Cumhurbaşkanı ve AK Parti Genel Başkanı Recep Tayyip Erdoğan, partisinin genel merkezinde açıklamalarda bulundu.
Erdoğan'ın ifadelerinden öne çıkanlar şöyle:
İzmir'de eğer enkaz kaldırmada bir yarışın içerisine girilmiş olsaydı, 5. gün enkaz altından o yavru nasıl çıkarılacaktı?
TOKİ ile başlatılan konut atılımı özel sektörün de gayretleriyle önemli bir dönüşümün gerçekleşmesini sağlamıştır. Hala dönüştürmemiz gereken 6.7 milyon konut bulunuyor.
Ülkemizi deprem başta olmak üzere tabii afetlere hazırlıklı hale getirmek için gece gündüz çalışmayı sürdüreceğiz.
Geçtiğimiz salı günü, yani 3 Kasım tarihi iktidara gelişimizin 18. yıldönümüydü. Bu vesileyle 1 milyon fidanı toprakla buluşturmayı hedeflemiştik. Ancak İzmir depremi sebebiyle programın tören kısmını iptal ettik.
Madem AK Parti milletin partisidir, öyleyse üye sayımızın da sürekli artması gerekir. Bu anlayışla
Her kesimden insanımızın evine, iş yerine, hayatını geçirdiği yerlere her gün bizzat gitmeliyiz. Buralarda onlarla muhabbet etmeli, dertlerini, sıkıntılarını dinlemeli, mümkünse bunlara çözüm üretmeli, değilse insanımızın gönlünü almalı, yaptıklarımızı onlara anlatmalıyız. Telefonumuz 24 saat açık olmalı. O anda cevap veremediğimiz her çağrıya muhakkak dönüş yapmalıyız.
İnsanları küçümseyen bir AK Parti yöneticisi varsa, bulunduğu yerde 'haksız işgalci' demektir. AK Parti'nin hiçbir il başkanı, hiçbir milletvekili, yöneticisi, hiçbir temsilcisi milletten kopuk olamaz, kopuk yaşayamaz. Bizim için üye sayısı sadece bir skor değildir.
Hayat akıp giderken, dünya değişirken, Türkiye sürekli daha ileriye giderken, AK Parti'nin yerinde sayması elbette beklenemez. AK Parti'nin güçlenmesi demek, milletimizin güçlenmesi demektir.

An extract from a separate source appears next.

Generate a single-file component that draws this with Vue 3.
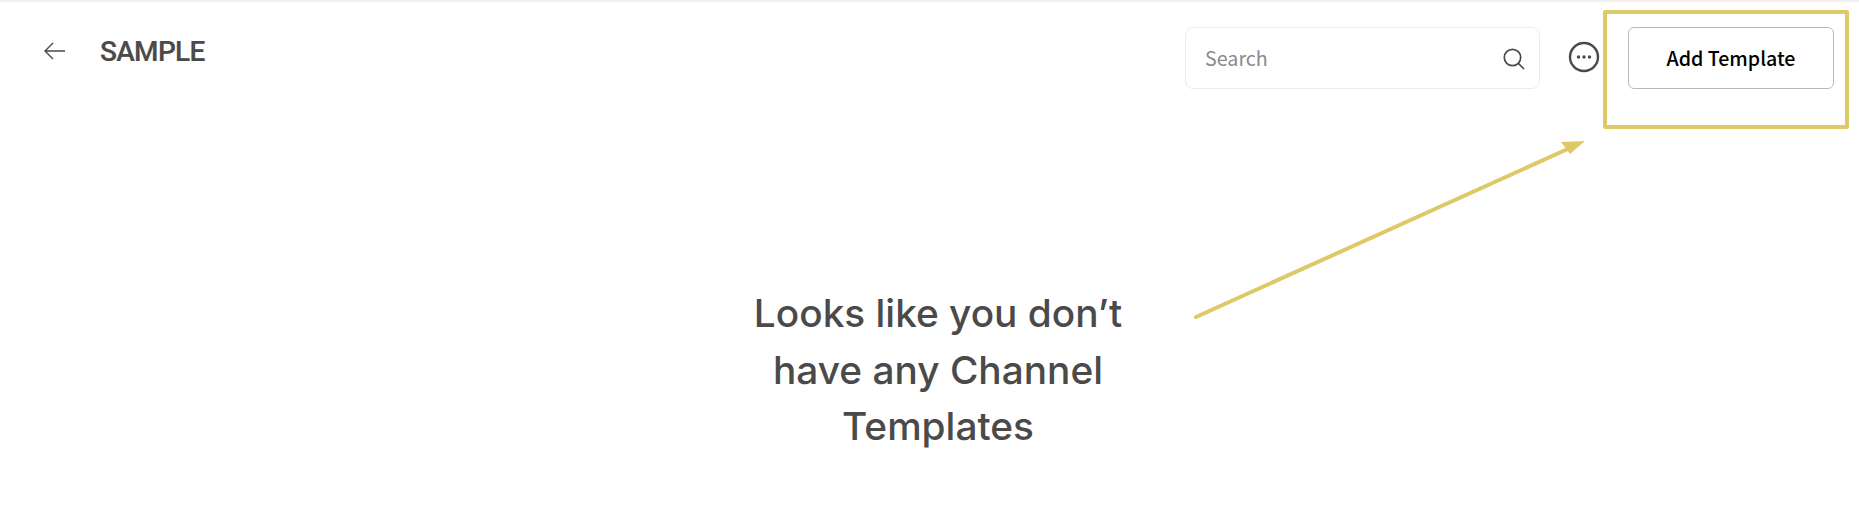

Artık hiçbir şey eskisi gibi olmayacak.
Türkiye'de çevrenin korunmasına en büyük yatırımları biz yaptık. Buna belediye başkanlığım da dahil. O sürede İstanbul adeta çöl gibiydi. Devlete, hükümete geldik, ondan sonra da milyonlarca, milyarlarca fidan, ağaç dikimini biz yaptık. Hala yapıyoruz, yapmaya devam edeceğiz. En kapsamlı düzenlemeleri biz gerçekleştirdik.
Teröristler boş durmuyor. Baktılar ki insanları öldürmekle başarılı olamıyor, sessiz, masum ağaçlarımızı yakmaya başladılar.
Üreticiyi de tüketiciyi mağdur eden stokçuluk faaliyetlerine göz yumamayız. Salgın döneminde tüm ülkeler gıda ürünlerinde ihtiyatlı bir gümrük politikası izlerken Türkiye'nin bunun dışında kalması beklenemez.
Geçen yılki sertifikalı tohum üretimimiz, bizden önceki döneme göre 8 kat artmıştır. Çiftçilerimize 2020'nin 11 ayında 17.1 milyar liralık tarımsal destek verdik.
AK Parti büyüdükçe Türkiye de daha yeşil ve daha temiz bir çevreye kavuşacaktır. Amacımız yenilenebilir enerjinin her alanında dünyada ilk sıralara yerleşmek. Gerçek çevrecilik işte budur Bay Kemal. Bunları da öğren.
Gerek başkan gerek il yönetiminde görev alacak arkadaşlarımızı hesabi değil, hasbi olarak seçecek ve il teşkilatlarımızı oluşturacağız.
Teşkilatlarımızda sen-ben olayını bir kenara koyalım, kanaat önderi arkadaşlarımızı özellikle tercih ederek il teşkilatlarımızı oluşturalım.